My opinion is this: anything downloaded from anywhere is suspect if you
really want to be extremely scrutinizing...what about rubycookbook? Are you
going to carefully scrutinize every line of code to make sure there's
nothign malicious in there? for small snippets sure, but as modules get
bigger, no way...what about RAA? Don't people download code from there and
use it daily?
I agree that security is important, but bottom line, we're not seeking to do
anything really different here...i understand there's inherent danger in
autoloading something from the web and running it, but is it that different
from downloading, moving to a directory, then using it if you're not going
to scan through it? Security is certainly important but you'll never reach
100% safety...

Jack

> No, that's not true. I'm entirely sure it's not sufficient. I can think of
> many, many ways to crock this. You're counting on the remote keyserver
> being trustworthy (they aren't), DNS being trustworthy (it isn't), that
the
> signing entity is trustworthy (they aren't), and that the source you're
> fetching is safe to use sight unseen (it isn't).

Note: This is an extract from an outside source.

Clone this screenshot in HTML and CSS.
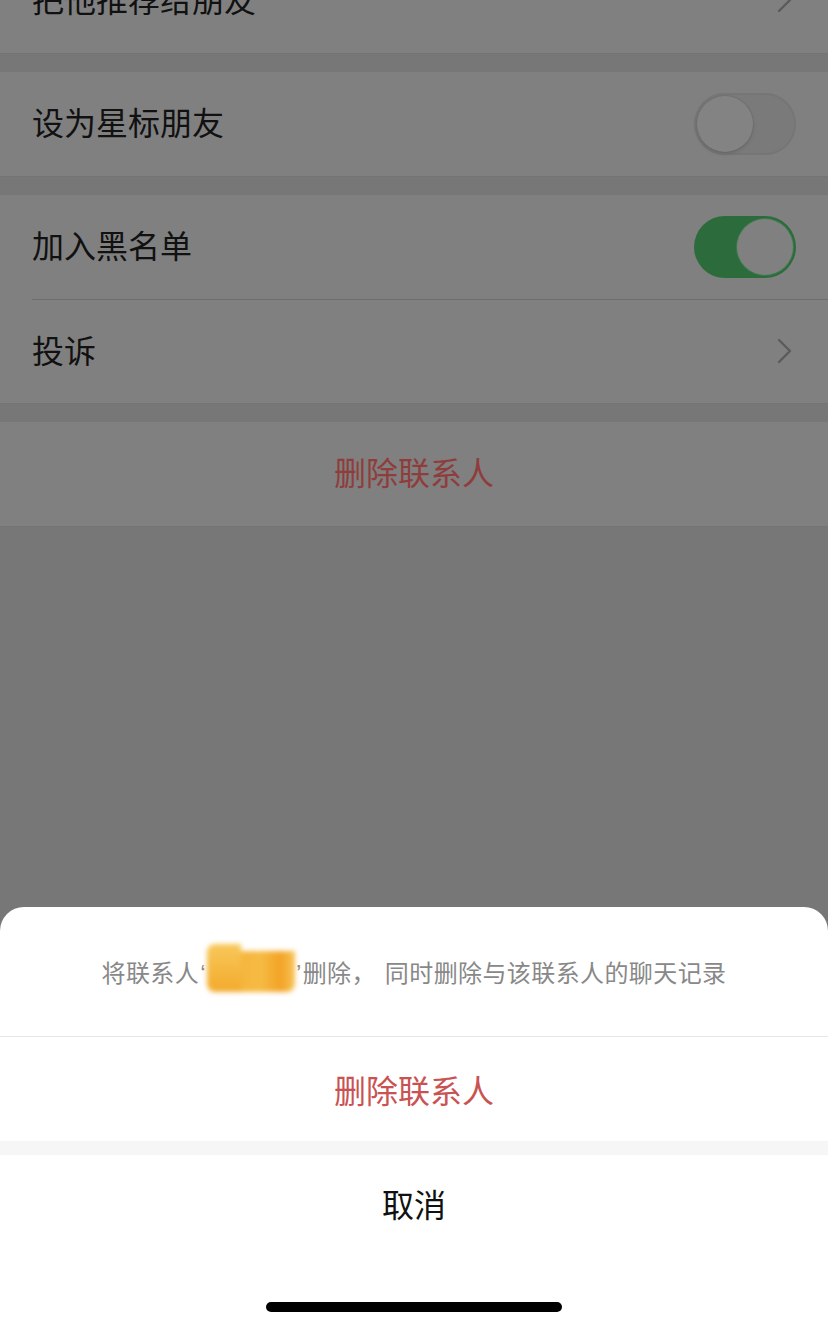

Sorry, I must be missing something or just be mad, because I installed
my Debian from scratch from the net.  If they can guarantee the
integrity of a distribution, moreover downloaded over http with no
notion of keys or such, I guess it should be possible to guarantee the
integrity of a code library, should it not?

> Yeah, these are all potential issues when installing any chunk of code
from
> the net, but at least with a manual install you have a chance to check
> things out even if you choose not to. With automagic loading, you take all
> the potential checks out of the process.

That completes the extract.